* [Task to complete] Leave out the images; return the rest of the data exactly.

-- BEGIN --

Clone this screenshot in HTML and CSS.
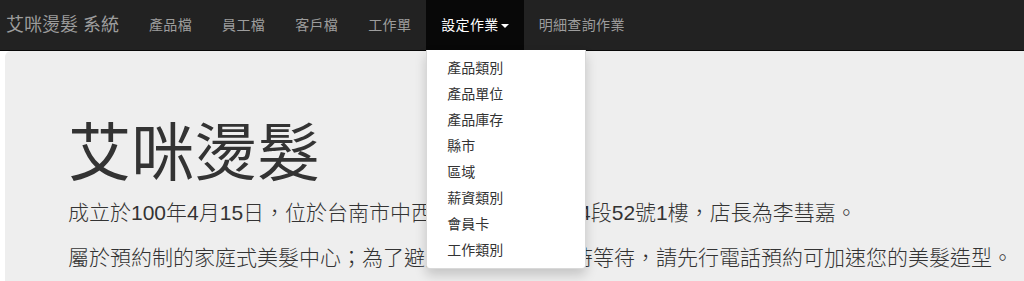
FILE: index.html
```html
<!DOCTYPE html>
<html lang="zh-Hant">
<head>
    <meta charset="UTF-8">
    <meta name="viewport" content="width=device-width, initial-scale=1.0">
    <title>艾咪燙髮 系統</title>
    <link rel="stylesheet" href="styles.css">
</head>
<body>
    <!-- TOP MENU -->
    <nav class="navbar">
        <a class="brand" href="#">艾咪燙髮 系統</a>
        <ul class="nav">
            <li><a href="#">產品檔</a></li>
            <li><a href="#">員工檔</a></li>
            <li><a href="#">客戶檔</a></li>
            <li><a href="#">工作單</a></li>
            <li class="dropdown">
                <a href="#" class="active">設定作業<span class="caret"></span></a>
                <ul class="dropdown-menu">
                    <li><a href="#">產品類別</a></li>
                    <li><a href="#">產品單位</a></li>
                    <li><a href="#">產品庫存</a></li>
                    <li><a href="#">縣市</a></li>
                    <li><a href="#">區域</a></li>
                    <li><a href="#">薪資類別</a></li>
                    <li><a href="#">會員卡</a></li>
                    <li><a href="#">工作類別</a></li>
                </ul>
            </li>
            <li><a href="#">明細查詢作業</a></li>
        </ul>
    </nav>
    <!-- MAIN CONTENT -->
    <div class="page">
        <div class="jumbotron">
            <h1>艾咪燙髮</h1>
            <p>成立於100年4月15日，位於台南市中西區西門路二段第4段52號1樓，店長為李彗嘉。</p>
            <p>屬於預約制的家庭式美髮中心；為了避免客人於現場臨時等待，請先行電話預約可加速您的美髮造型。</p>
        </div>
    </div>
</body>
</html>
```

FILE: styles.css
```css
/*PAGE*/
body{
    margin: 0;
    font-family: "Liberation Sans", "Noto Sans CJK TC", sans-serif;
    font-size: 14px;
    color: #333;
    background-color: #fff;
    overflow: hidden;
}
a{text-decoration: none;}
ul{
    list-style: none;
    margin: 0;
    padding: 0;
}
/*NAVBAR*/
.navbar{
    display: flex;
    height: 50px;
    background-color: #222;
    border-bottom: 1px solid #080808;
}
.brand{
    padding: 0 15px 0 6px;
    font-size: 18px;
    line-height: 50px;
    color: #9d9d9d;
}
.nav{
    display: flex;
}
.nav > li{
    position: relative;
}
.nav > li > a{
    display: block;
    padding: 0 15px;
    line-height: 50px;
    letter-spacing: 0.35px;
    color: #9d9d9d;
}
.nav > li > a.active{
    color: #fff;
    background-color: #080808;
}
.caret{
    display: inline-block;
    width: 0;
    height: 0;
    margin-left: 2px;
    vertical-align: middle;
    border-top: 4px solid;
    border-right: 4px solid transparent;
    border-left: 4px solid transparent;
}
/*DROPDOWN*/
.dropdown-menu{
    position: absolute;
    top: 100%;
    left: 0;
    z-index: 10;
    min-width: 160px;
    padding: 5px 0;
    background-color: #fff;
    border: 1px solid rgba(0,0,0,.15);
    border-top: 0;
    border-radius: 0 0 4px 4px;
    box-shadow: 0 6px 12px rgba(0,0,0,.175);
    box-sizing: border-box;
}
.dropdown-menu a{
    display: block;
    padding: 3px 20px;
    line-height: 20px;
    letter-spacing: 0;
    color: #333;
    white-space: nowrap;
}
/*JUMBOTRON*/
.page{
    padding-left: 5px;
}
.jumbotron{
    background-color: #eee;
    border-radius: 6px 0 0 6px;
    padding: 48px 0 48px 63px;
}
.jumbotron h1{
    margin: 0 0 10px;
    padding-top: 20px;
    font-size: 63px;
    font-weight: 400;
    line-height: 1.1;
}
.jumbotron p{
    margin: 0 0 15px;
    font-size: 21px;
    font-weight: 300;
    line-height: 30px;
    white-space: nowrap;
}
```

-- END --

* [Written response]
Clone this screenshot in HTML and CSS.
FILE: index.html
```html
<!DOCTYPE html>
<html lang="zh-Hant">
<head>
    <meta charset="UTF-8">
    <meta name="viewport" content="width=device-width, initial-scale=1.0">
    <title>艾咪燙髮 系統</title>
    <link rel="stylesheet" href="styles.css">
</head>
<body>
    <!-- TOP MENU -->
    <nav class="navbar">
        <a class="brand" href="#">艾咪燙髮 系統</a>
        <ul class="nav">
            <li><a href="#">產品檔</a></li>
            <li><a href="#">員工檔</a></li>
            <li><a href="#">客戶檔</a></li>
            <li><a href="#">工作單</a></li>
            <li class="dropdown">
                <a href="#" class="active">設定作業<span class="caret"></span></a>
                <ul class="dropdown-menu">
                    <li><a href="#">產品類別</a></li>
                    <li><a href="#">產品單位</a></li>
                    <li><a href="#">產品庫存</a></li>
                    <li><a href="#">縣市</a></li>
                    <li><a href="#">區域</a></li>
                    <li><a href="#">薪資類別</a></li>
                    <li><a href="#">會員卡</a></li>
                    <li><a href="#">工作類別</a></li>
                </ul>
            </li>
            <li><a href="#">明細查詢作業</a></li>
        </ul>
    </nav>
    <!-- MAIN CONTENT -->
    <div class="page">
        <div class="jumbotron">
            <h1>艾咪燙髮</h1>
            <p>成立於100年4月15日，位於台南市中西區西門路二段第4段52號1樓，店長為李彗嘉。</p>
            <p>屬於預約制的家庭式美髮中心；為了避免客人於現場臨時等待，請先行電話預約可加速您的美髮造型。</p>
        </div>
    </div>
</body>
</html>
```

FILE: styles.css
```css
/*PAGE*/
body{
    margin: 0;
    font-family: "Liberation Sans", "Noto Sans CJK TC", sans-serif;
    font-size: 14px;
    color: #333;
    background-color: #fff;
    overflow: hidden;
}
a{text-decoration: none;}
ul{
    list-style: none;
    margin: 0;
    padding: 0;
}
/*NAVBAR*/
.navbar{
    display: flex;
    height: 50px;
    background-color: #222;
    border-bottom: 1px solid #080808;
}
.brand{
    padding: 0 15px 0 6px;
    font-size: 18px;
    line-height: 50px;
    color: #9d9d9d;
}
.nav{
    display: flex;
}
.nav > li{
    position: relative;
}
.nav > li > a{
    display: block;
    padding: 0 15px;
    line-height: 50px;
    letter-spacing: 0.35px;
    color: #9d9d9d;
}
.nav > li > a.active{
    color: #fff;
    background-color: #080808;
}
.caret{
    display: inline-block;
    width: 0;
    height: 0;
    margin-left: 2px;
    vertical-align: middle;
    border-top: 4px solid;
    border-right: 4px solid transparent;
    border-left: 4px solid transparent;
}
/*DROPDOWN*/
.dropdown-menu{
    position: absolute;
    top: 100%;
    left: 0;
    z-index: 10;
    min-width: 160px;
    padding: 5px 0;
    background-color: #fff;
    border: 1px solid rgba(0,0,0,.15);
    border-top: 0;
    border-radius: 0 0 4px 4px;
    box-shadow: 0 6px 12px rgba(0,0,0,.175);
    box-sizing: border-box;
}
.dropdown-menu a{
    display: block;
    padding: 3px 20px;
    line-height: 20px;
    letter-spacing: 0;
    color: #333;
    white-space: nowrap;
}
/*JUMBOTRON*/
.page{
    padding-left: 5px;
}
.jumbotron{
    background-color: #eee;
    border-radius: 6px 0 0 6px;
    padding: 48px 0 48px 63px;
}
.jumbotron h1{
    margin: 0 0 10px;
    padding-top: 20px;
    font-size: 63px;
    font-weight: 400;
    line-height: 1.1;
}
.jumbotron p{
    margin: 0 0 15px;
    font-size: 21px;
    font-weight: 300;
    line-height: 30px;
    white-space: nowrap;
}
```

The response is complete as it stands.